PROBLEM
Return the material exactly as supplied, apart from the pictures, which are omitted.
▼
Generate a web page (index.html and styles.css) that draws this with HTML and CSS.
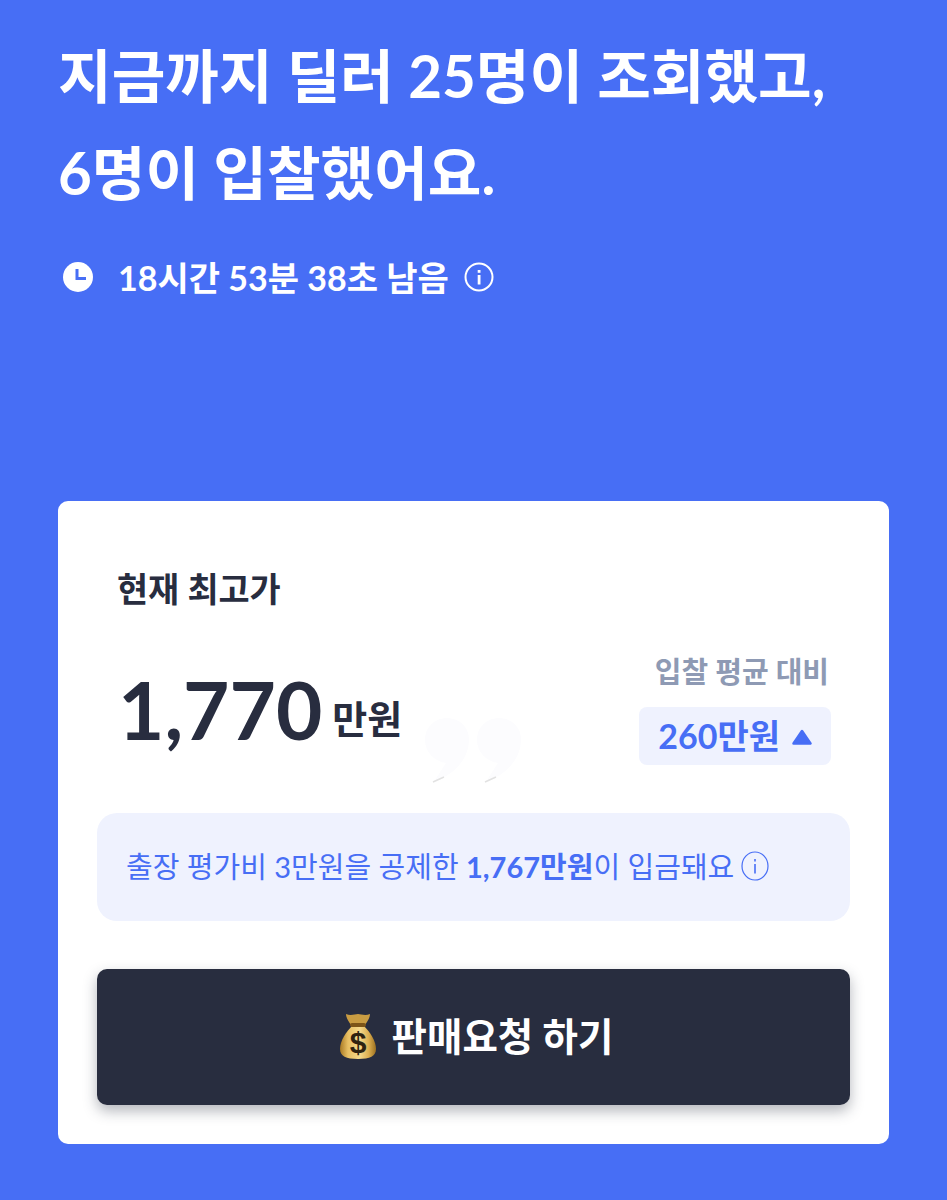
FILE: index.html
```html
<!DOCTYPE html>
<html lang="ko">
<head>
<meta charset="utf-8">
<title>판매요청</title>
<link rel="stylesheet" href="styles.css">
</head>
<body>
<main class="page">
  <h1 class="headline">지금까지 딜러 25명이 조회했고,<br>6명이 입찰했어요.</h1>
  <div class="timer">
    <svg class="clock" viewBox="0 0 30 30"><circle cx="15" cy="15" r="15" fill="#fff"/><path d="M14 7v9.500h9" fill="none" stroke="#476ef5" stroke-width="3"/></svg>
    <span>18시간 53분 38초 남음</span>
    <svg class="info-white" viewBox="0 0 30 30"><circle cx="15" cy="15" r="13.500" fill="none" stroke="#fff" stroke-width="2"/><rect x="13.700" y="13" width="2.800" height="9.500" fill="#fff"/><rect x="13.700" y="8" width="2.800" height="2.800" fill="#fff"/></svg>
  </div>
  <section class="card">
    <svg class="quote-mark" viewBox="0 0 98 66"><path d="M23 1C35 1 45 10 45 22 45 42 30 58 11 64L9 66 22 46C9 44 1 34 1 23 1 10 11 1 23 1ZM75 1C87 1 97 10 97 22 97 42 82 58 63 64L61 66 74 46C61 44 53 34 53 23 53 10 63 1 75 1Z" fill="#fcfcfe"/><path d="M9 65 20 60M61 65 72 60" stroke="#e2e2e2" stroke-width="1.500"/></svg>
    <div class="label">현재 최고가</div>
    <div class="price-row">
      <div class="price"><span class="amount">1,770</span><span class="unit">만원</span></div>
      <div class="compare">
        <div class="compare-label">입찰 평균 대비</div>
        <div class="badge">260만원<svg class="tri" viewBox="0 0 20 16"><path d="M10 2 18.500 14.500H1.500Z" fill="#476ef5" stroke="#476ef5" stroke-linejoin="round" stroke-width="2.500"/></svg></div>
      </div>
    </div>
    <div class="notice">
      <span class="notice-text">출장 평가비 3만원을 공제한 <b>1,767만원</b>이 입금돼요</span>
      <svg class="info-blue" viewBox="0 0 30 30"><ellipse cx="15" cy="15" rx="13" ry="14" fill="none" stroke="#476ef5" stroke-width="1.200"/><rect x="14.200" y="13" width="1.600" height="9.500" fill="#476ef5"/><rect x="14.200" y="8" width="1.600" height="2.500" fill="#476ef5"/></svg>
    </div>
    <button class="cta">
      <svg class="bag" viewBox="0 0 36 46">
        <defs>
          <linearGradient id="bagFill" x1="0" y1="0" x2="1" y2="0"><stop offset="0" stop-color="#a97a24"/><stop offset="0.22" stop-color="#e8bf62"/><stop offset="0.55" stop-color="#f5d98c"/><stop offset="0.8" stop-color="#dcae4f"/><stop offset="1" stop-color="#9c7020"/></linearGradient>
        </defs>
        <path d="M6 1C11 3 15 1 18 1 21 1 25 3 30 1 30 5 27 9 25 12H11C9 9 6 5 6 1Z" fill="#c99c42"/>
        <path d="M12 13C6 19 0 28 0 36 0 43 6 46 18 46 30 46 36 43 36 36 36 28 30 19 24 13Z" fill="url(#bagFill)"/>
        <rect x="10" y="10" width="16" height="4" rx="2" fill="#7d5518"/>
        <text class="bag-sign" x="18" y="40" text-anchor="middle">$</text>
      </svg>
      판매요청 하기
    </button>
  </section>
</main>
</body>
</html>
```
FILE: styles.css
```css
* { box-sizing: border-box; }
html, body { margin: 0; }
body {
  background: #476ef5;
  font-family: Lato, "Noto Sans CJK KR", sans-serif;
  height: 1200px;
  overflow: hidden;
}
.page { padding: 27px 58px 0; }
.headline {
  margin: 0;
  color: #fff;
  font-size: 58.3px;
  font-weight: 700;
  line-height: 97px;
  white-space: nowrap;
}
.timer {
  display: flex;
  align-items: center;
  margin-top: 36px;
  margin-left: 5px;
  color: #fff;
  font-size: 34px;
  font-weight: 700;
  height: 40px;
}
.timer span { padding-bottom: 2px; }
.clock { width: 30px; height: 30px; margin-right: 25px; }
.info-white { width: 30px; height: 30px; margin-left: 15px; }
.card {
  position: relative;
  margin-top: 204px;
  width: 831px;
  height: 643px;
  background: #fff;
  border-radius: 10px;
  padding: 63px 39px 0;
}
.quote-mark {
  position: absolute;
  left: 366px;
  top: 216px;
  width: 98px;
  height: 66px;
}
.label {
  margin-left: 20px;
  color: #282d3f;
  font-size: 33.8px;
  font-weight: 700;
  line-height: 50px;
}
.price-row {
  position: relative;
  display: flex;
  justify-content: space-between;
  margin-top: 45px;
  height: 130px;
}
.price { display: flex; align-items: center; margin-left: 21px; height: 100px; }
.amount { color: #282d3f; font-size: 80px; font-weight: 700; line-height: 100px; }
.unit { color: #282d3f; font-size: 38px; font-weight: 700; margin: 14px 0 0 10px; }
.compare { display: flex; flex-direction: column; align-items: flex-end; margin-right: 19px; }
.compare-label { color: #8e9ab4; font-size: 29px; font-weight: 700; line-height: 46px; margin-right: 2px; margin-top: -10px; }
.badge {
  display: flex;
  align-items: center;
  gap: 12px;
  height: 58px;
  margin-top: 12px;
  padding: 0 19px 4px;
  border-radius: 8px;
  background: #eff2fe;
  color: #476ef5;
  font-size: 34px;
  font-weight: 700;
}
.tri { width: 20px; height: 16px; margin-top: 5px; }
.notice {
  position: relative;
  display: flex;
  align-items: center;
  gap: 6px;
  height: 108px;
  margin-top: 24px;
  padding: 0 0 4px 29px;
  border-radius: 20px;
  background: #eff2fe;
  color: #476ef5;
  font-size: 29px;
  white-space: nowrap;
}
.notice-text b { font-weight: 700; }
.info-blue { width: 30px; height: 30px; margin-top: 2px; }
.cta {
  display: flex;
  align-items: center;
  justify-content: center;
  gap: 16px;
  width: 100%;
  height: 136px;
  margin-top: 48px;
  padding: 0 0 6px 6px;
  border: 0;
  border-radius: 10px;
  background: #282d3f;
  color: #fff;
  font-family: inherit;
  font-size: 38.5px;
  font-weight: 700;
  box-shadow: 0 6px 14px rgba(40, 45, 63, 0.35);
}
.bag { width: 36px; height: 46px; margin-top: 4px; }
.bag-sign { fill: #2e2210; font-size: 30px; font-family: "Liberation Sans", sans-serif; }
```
▲
EXERCISE ANSWER
Generate a web page (index.html and styles.css) that draws this with HTML and CSS.
FILE: index.html
```html
<!DOCTYPE html>
<html lang="ko">
<head>
<meta charset="utf-8">
<title>판매요청</title>
<link rel="stylesheet" href="styles.css">
</head>
<body>
<main class="page">
  <h1 class="headline">지금까지 딜러 25명이 조회했고,<br>6명이 입찰했어요.</h1>
  <div class="timer">
    <svg class="clock" viewBox="0 0 30 30"><circle cx="15" cy="15" r="15" fill="#fff"/><path d="M14 7v9.500h9" fill="none" stroke="#476ef5" stroke-width="3"/></svg>
    <span>18시간 53분 38초 남음</span>
    <svg class="info-white" viewBox="0 0 30 30"><circle cx="15" cy="15" r="13.500" fill="none" stroke="#fff" stroke-width="2"/><rect x="13.700" y="13" width="2.800" height="9.500" fill="#fff"/><rect x="13.700" y="8" width="2.800" height="2.800" fill="#fff"/></svg>
  </div>
  <section class="card">
    <svg class="quote-mark" viewBox="0 0 98 66"><path d="M23 1C35 1 45 10 45 22 45 42 30 58 11 64L9 66 22 46C9 44 1 34 1 23 1 10 11 1 23 1ZM75 1C87 1 97 10 97 22 97 42 82 58 63 64L61 66 74 46C61 44 53 34 53 23 53 10 63 1 75 1Z" fill="#fcfcfe"/><path d="M9 65 20 60M61 65 72 60" stroke="#e2e2e2" stroke-width="1.500"/></svg>
    <div class="label">현재 최고가</div>
    <div class="price-row">
      <div class="price"><span class="amount">1,770</span><span class="unit">만원</span></div>
      <div class="compare">
        <div class="compare-label">입찰 평균 대비</div>
        <div class="badge">260만원<svg class="tri" viewBox="0 0 20 16"><path d="M10 2 18.500 14.500H1.500Z" fill="#476ef5" stroke="#476ef5" stroke-linejoin="round" stroke-width="2.500"/></svg></div>
      </div>
    </div>
    <div class="notice">
      <span class="notice-text">출장 평가비 3만원을 공제한 <b>1,767만원</b>이 입금돼요</span>
      <svg class="info-blue" viewBox="0 0 30 30"><ellipse cx="15" cy="15" rx="13" ry="14" fill="none" stroke="#476ef5" stroke-width="1.200"/><rect x="14.200" y="13" width="1.600" height="9.500" fill="#476ef5"/><rect x="14.200" y="8" width="1.600" height="2.500" fill="#476ef5"/></svg>
    </div>
    <button class="cta">
      <svg class="bag" viewBox="0 0 36 46">
        <defs>
          <linearGradient id="bagFill" x1="0" y1="0" x2="1" y2="0"><stop offset="0" stop-color="#a97a24"/><stop offset="0.22" stop-color="#e8bf62"/><stop offset="0.55" stop-color="#f5d98c"/><stop offset="0.8" stop-color="#dcae4f"/><stop offset="1" stop-color="#9c7020"/></linearGradient>
        </defs>
        <path d="M6 1C11 3 15 1 18 1 21 1 25 3 30 1 30 5 27 9 25 12H11C9 9 6 5 6 1Z" fill="#c99c42"/>
        <path d="M12 13C6 19 0 28 0 36 0 43 6 46 18 46 30 46 36 43 36 36 36 28 30 19 24 13Z" fill="url(#bagFill)"/>
        <rect x="10" y="10" width="16" height="4" rx="2" fill="#7d5518"/>
        <text class="bag-sign" x="18" y="40" text-anchor="middle">$</text>
      </svg>
      판매요청 하기
    </button>
  </section>
</main>
</body>
</html>
```
FILE: styles.css
```css
* { box-sizing: border-box; }
html, body { margin: 0; }
body {
  background: #476ef5;
  font-family: Lato, "Noto Sans CJK KR", sans-serif;
  height: 1200px;
  overflow: hidden;
}
.page { padding: 27px 58px 0; }
.headline {
  margin: 0;
  color: #fff;
  font-size: 58.3px;
  font-weight: 700;
  line-height: 97px;
  white-space: nowrap;
}
.timer {
  display: flex;
  align-items: center;
  margin-top: 36px;
  margin-left: 5px;
  color: #fff;
  font-size: 34px;
  font-weight: 700;
  height: 40px;
}
.timer span { padding-bottom: 2px; }
.clock { width: 30px; height: 30px; margin-right: 25px; }
.info-white { width: 30px; height: 30px; margin-left: 15px; }
.card {
  position: relative;
  margin-top: 204px;
  width: 831px;
  height: 643px;
  background: #fff;
  border-radius: 10px;
  padding: 63px 39px 0;
}
.quote-mark {
  position: absolute;
  left: 366px;
  top: 216px;
  width: 98px;
  height: 66px;
}
.label {
  margin-left: 20px;
  color: #282d3f;
  font-size: 33.8px;
  font-weight: 700;
  line-height: 50px;
}
.price-row {
  position: relative;
  display: flex;
  justify-content: space-between;
  margin-top: 45px;
  height: 130px;
}
.price { display: flex; align-items: center; margin-left: 21px; height: 100px; }
.amount { color: #282d3f; font-size: 80px; font-weight: 700; line-height: 100px; }
.unit { color: #282d3f; font-size: 38px; font-weight: 700; margin: 14px 0 0 10px; }
.compare { display: flex; flex-direction: column; align-items: flex-end; margin-right: 19px; }
.compare-label { color: #8e9ab4; font-size: 29px; font-weight: 700; line-height: 46px; margin-right: 2px; margin-top: -10px; }
.badge {
  display: flex;
  align-items: center;
  gap: 12px;
  height: 58px;
  margin-top: 12px;
  padding: 0 19px 4px;
  border-radius: 8px;
  background: #eff2fe;
  color: #476ef5;
  font-size: 34px;
  font-weight: 700;
}
.tri { width: 20px; height: 16px; margin-top: 5px; }
.notice {
  position: relative;
  display: flex;
  align-items: center;
  gap: 6px;
  height: 108px;
  margin-top: 24px;
  padding: 0 0 4px 29px;
  border-radius: 20px;
  background: #eff2fe;
  color: #476ef5;
  font-size: 29px;
  white-space: nowrap;
}
.notice-text b { font-weight: 700; }
.info-blue { width: 30px; height: 30px; margin-top: 2px; }
.cta {
  display: flex;
  align-items: center;
  justify-content: center;
  gap: 16px;
  width: 100%;
  height: 136px;
  margin-top: 48px;
  padding: 0 0 6px 6px;
  border: 0;
  border-radius: 10px;
  background: #282d3f;
  color: #fff;
  font-family: inherit;
  font-size: 38.5px;
  font-weight: 700;
  box-shadow: 0 6px 14px rgba(40, 45, 63, 0.35);
}
.bag { width: 36px; height: 46px; margin-top: 4px; }
.bag-sign { fill: #2e2210; font-size: 30px; font-family: "Liberation Sans", sans-serif; }
```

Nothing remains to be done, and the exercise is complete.